News and Information

Undefended treason suspects refuse to challenge witness
November 17, 2005

* WERNER MENGES

A QUARTER of the 120 men in the dock in the main Caprivi high treason trial in the High Court in Windhoek yesterday refused to exercise their right to cross-question the tenth prosecution witness to have testified in the trial.

The 31 treason suspects who are no longer represented by defence lawyers would not be cross-examining the tenth witness, a spokesperson for the group, Aggrey Makendano, told Judge Elton Hoff after the last of the nine defence lawyers had wrapped up his cross-questioning of the witness yesterday.

Makendano was part of a group of 15 of accused who lost their legal representation at the beginning of February.

The lawyers who had been representing informed the court at that stage that they had no choice but to stop representing the 15 because the group was insisting that the lawyers should raise a challenge to the court's jurisdiction that the lawyers themselves could not agree with.

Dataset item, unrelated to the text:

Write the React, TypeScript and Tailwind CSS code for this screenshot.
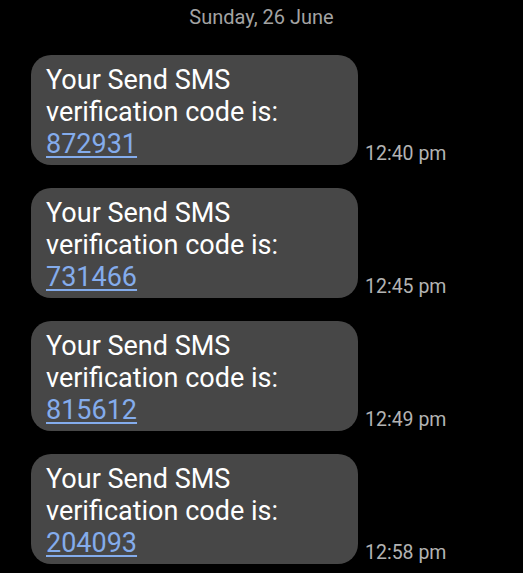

That challenge, it has since emerged, would be based on an argument that the Caprivi Region is actually not - and has never been - legally a part of Namibia, with the result that no Namibian court could have jurisdiction to try people for crimes committed in the region.

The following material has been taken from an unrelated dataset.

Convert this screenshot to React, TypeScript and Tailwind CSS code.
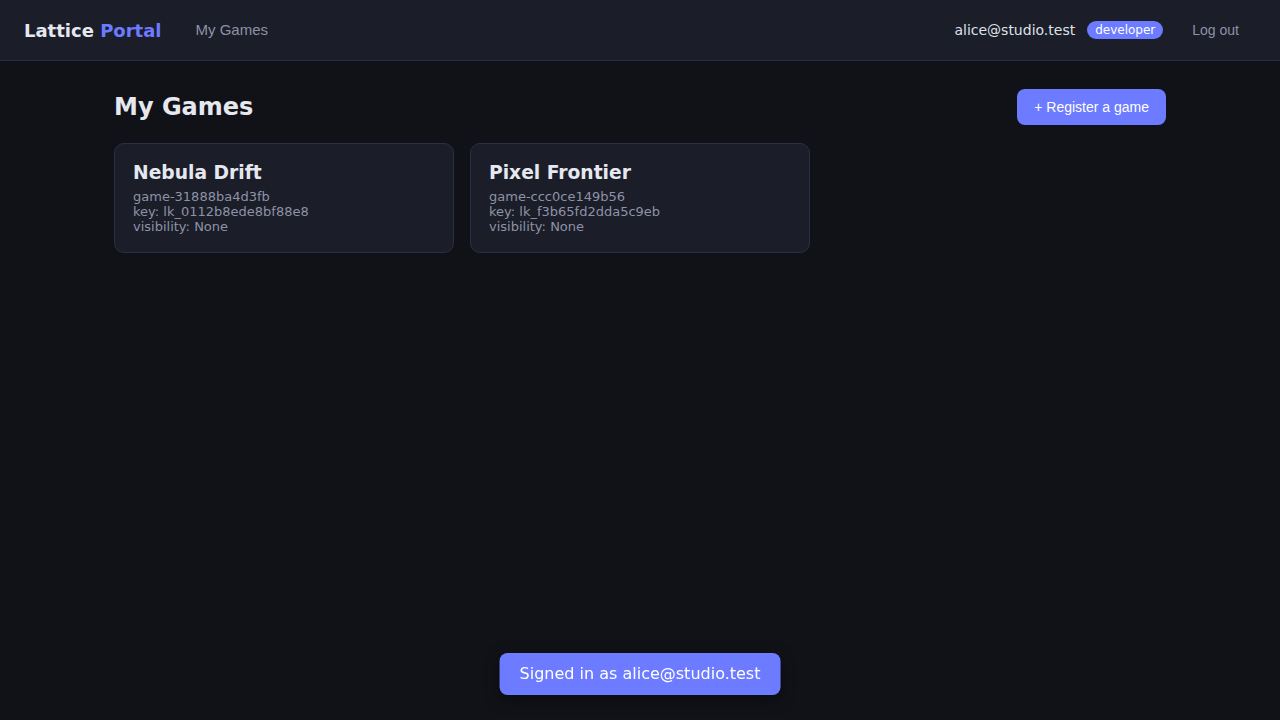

The ranks of the unrepresented accused doubled in May, when another 15 suspects joined the first group in demanding that the court's power to try them should be challenged.

Another two of the 120 men followed the same route when the trial resumed after a seven-month break at the beginning of this month.

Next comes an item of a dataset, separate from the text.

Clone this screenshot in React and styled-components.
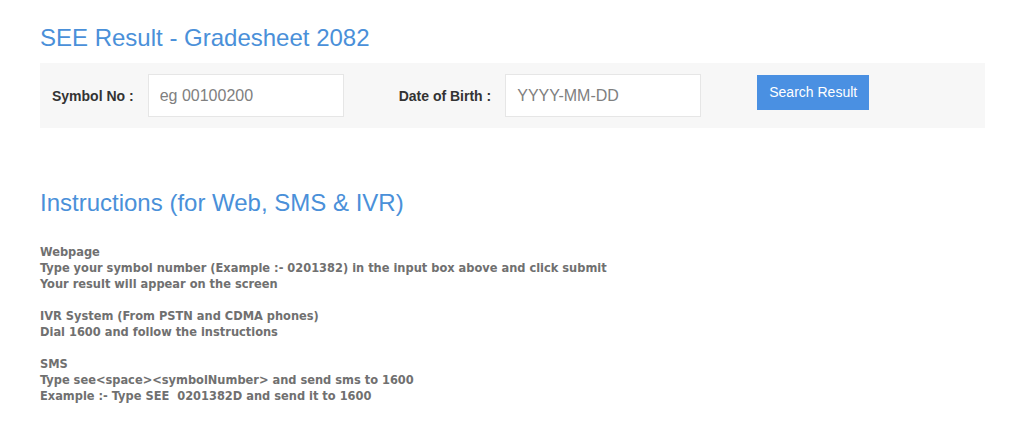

One of the unrepresented accused, John Tibiso Masake, had second thoughts last week, and indicated to the court that he had chosen to be represented again by defence lawyer Jonathan Samukange.

Since losing their representation at the beginning of February, the unrepresented men have consistently refused to question any of the prosecution witnesses, although their testimony has often been severely incriminating.

The tenth witness, who has pointed out 31 of the accused as people that he claimed were involved in a secessionist movement in the Caprivi Region, delivered similarly incriminating testimony against some of the unrepresented accused - primarily against two of their leading members, John Samboma and Thaddeus Ndala.

Makendano referred to none of that yesterday.

Instead, he restated a stance that had already been communicated to the Judge when the trial was still being heard in the High Court at Grootfontein.

Their lawyers have abandoned the men who are now unrepresented, he charged.

Since that happened, they have indicated to the court that they did not consider themselves to be part of the trial, and they still believe that they are sitting in court against their will, Makendano said.

When the trial resumed on November 1, the same issue of the unrepresented group's wish to dispute the court's jurisdiction over them resurfaced.

Deputy Prosecutor General Danie Small responded at the time that such an argument would, according to him, be tantamount to tendering a guilty plea on a charge of high treason, which in the first place is concerned primarily with someone's allegiance to a state.

That warning does not seem to have had any effect, it appeared from Makendano's address to the court yesterday.

The unrepresented group have mobilised their resources and are now getting ready to bring their jurisdiction challenge to court, he said.

"We want the world to see the truth now, and the world to hear the truth now," he remarked.

They will be doing this by referring to the history of the Caprivi Region since 1400, and by bringing the Lusaka agreement - an agreement that they claim was reached between Swapo leader Sam Nujoma and alleged separatist leader Mishake Muyongo in Lusaka in 1964, and in terms of which it was agreed that Caprivi would become an independent country once Namibia's independence had been won - to life in the court, Makendano said.

"I believe that the State is using this court as a shield.

The Government knows this case is of a political nature.

We can be here for 20 years, 30 years, listening to witnesses testify, but we are not going to reach a solution until it is referred back to the politicians for a political solution," Makendano told Judge Hoff.

The group was demanding to be given a chance to have a political dialogue with Government now, he concluded, telling the court that he was talking on behalf of the undefended accused, the "Caprivi Political Detainees".

The tenth witness is set to continue testifying today, with Deputy Prosecutor General Taswald July re-examining him.